Data excerpts ▸
+ + +

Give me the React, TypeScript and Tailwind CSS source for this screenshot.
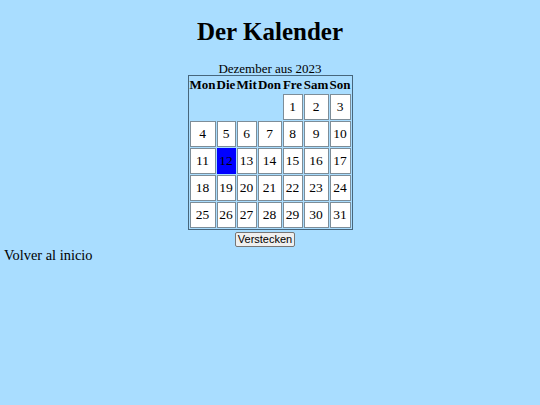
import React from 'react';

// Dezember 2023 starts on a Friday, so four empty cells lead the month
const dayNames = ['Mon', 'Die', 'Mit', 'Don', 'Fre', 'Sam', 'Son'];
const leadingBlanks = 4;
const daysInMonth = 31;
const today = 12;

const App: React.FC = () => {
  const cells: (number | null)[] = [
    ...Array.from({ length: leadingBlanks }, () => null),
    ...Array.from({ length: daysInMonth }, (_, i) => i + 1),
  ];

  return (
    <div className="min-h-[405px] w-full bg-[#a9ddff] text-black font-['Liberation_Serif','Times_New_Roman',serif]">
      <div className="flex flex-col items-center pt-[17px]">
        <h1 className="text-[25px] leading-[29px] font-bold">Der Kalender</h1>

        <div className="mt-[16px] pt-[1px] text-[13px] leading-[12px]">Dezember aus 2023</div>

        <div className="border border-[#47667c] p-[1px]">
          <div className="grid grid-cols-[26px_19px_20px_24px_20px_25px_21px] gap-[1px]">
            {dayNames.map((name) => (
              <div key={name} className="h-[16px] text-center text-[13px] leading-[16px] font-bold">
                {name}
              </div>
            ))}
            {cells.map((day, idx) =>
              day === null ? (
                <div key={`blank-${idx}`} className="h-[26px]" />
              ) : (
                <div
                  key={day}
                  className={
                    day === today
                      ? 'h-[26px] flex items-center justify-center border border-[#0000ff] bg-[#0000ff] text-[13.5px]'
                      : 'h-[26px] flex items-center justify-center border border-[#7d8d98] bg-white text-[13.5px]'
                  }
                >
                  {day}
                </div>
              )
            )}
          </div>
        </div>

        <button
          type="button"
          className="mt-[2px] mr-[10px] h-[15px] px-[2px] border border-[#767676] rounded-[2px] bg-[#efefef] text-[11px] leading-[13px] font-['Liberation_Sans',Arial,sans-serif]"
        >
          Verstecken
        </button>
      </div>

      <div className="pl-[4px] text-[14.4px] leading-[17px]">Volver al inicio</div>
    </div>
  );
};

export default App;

+ + +

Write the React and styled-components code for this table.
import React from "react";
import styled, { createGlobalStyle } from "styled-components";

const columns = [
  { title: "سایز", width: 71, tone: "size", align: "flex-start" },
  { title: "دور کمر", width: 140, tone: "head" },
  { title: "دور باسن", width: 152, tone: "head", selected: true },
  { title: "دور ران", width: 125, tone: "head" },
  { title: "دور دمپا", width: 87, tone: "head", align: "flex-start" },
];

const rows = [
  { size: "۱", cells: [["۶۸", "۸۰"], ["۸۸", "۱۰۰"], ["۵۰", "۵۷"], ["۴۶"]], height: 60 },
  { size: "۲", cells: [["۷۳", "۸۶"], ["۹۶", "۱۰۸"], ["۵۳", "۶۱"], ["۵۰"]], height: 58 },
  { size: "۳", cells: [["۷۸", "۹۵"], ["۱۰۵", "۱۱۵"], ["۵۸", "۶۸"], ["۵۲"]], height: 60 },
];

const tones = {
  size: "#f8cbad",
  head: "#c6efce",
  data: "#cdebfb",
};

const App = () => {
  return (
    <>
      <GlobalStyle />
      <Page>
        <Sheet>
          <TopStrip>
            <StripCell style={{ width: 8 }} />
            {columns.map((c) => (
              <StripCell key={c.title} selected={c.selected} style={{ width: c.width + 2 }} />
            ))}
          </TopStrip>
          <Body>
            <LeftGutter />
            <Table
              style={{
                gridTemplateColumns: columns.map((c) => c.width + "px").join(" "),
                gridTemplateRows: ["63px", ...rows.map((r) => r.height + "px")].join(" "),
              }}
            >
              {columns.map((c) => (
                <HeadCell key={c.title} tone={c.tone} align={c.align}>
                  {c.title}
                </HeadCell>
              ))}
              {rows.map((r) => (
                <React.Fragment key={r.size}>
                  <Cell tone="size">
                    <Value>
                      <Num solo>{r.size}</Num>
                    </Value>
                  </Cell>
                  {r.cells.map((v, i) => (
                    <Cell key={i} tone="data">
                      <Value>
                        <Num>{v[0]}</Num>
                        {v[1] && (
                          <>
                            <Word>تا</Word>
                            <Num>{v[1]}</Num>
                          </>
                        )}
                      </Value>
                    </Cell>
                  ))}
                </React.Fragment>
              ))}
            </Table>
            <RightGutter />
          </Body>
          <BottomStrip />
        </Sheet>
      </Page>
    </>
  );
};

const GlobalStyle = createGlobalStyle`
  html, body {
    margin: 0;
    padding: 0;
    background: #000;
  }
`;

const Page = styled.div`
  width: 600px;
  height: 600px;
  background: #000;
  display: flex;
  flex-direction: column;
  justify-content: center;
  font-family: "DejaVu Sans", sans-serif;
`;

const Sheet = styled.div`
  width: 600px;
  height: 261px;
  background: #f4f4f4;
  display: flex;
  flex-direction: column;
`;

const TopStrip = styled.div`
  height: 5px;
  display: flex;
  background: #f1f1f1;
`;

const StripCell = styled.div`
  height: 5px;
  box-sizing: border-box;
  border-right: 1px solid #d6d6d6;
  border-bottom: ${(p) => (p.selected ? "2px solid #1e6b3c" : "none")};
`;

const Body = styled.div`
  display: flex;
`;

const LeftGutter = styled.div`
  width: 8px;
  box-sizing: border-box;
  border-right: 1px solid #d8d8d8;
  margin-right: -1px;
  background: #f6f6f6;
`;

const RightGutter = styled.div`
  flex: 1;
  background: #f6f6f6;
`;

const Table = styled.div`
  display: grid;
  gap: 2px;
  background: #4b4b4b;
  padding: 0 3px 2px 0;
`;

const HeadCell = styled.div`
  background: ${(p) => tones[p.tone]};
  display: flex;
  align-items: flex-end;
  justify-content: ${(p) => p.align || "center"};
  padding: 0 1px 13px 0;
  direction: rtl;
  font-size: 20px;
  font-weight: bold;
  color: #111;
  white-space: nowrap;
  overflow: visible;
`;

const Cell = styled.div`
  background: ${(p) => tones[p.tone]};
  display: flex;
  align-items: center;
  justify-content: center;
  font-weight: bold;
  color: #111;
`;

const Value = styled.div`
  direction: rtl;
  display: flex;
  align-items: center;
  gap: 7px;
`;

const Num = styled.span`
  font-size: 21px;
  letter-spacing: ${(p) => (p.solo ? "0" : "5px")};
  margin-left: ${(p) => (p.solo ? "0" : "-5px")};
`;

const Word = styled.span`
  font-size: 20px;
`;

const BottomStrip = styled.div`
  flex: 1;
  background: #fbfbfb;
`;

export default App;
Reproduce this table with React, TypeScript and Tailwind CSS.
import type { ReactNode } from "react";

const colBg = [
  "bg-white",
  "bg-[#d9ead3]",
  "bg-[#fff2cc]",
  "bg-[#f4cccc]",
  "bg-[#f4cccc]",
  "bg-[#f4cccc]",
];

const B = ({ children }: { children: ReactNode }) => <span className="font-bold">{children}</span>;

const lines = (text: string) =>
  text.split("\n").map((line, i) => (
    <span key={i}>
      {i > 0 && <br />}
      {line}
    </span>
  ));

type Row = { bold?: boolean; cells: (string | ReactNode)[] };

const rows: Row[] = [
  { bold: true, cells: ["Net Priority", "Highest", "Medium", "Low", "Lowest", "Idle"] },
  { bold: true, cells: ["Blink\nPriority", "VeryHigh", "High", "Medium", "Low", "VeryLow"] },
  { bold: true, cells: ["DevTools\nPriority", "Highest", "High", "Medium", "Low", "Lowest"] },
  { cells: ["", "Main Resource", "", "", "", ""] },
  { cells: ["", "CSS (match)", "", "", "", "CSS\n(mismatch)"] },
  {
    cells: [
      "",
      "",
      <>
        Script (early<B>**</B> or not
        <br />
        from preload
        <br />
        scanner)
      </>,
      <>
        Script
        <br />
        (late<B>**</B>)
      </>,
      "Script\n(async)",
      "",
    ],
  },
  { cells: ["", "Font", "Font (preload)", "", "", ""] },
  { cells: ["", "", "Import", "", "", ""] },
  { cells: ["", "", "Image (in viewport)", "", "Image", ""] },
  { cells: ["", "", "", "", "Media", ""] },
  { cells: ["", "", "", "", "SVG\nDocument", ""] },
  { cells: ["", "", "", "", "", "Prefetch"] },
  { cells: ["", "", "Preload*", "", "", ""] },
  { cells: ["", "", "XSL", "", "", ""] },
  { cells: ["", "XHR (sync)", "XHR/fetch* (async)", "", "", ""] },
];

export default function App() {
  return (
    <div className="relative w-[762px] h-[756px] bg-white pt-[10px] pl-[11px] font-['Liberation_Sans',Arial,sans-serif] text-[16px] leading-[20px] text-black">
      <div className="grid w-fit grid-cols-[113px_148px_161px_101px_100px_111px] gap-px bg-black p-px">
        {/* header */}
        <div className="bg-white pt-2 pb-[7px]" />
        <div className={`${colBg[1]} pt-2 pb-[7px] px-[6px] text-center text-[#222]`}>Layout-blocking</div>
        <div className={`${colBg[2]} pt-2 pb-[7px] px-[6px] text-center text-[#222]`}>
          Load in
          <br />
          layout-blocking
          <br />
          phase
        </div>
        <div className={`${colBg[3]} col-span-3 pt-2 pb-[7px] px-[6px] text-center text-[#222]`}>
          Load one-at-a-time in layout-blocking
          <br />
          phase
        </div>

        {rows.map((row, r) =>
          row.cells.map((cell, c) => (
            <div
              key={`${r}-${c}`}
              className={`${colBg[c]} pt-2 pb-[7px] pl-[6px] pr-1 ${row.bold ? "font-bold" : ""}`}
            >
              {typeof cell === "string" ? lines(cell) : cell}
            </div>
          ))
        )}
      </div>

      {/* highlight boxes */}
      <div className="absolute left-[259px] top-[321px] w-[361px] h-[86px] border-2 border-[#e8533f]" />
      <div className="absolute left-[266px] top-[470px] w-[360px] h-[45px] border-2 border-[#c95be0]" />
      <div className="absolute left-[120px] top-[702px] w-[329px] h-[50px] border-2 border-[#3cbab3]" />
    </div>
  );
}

+ + +

Set exercise ▸
Set down nothing but the lines from the one holding "Give me the" through the one holding "const today = 12;", both included, exactly as they appear; any picture is left out.

In response ▸
Give me the React, TypeScript and Tailwind CSS source for this screenshot.
import React from 'react';

// Dezember 2023 starts on a Friday, so four empty cells lead the month
const dayNames = ['Mon', 'Die', 'Mit', 'Don', 'Fre', 'Sam', 'Son'];
const leadingBlanks = 4;
const daysInMonth = 31;
const today = 12;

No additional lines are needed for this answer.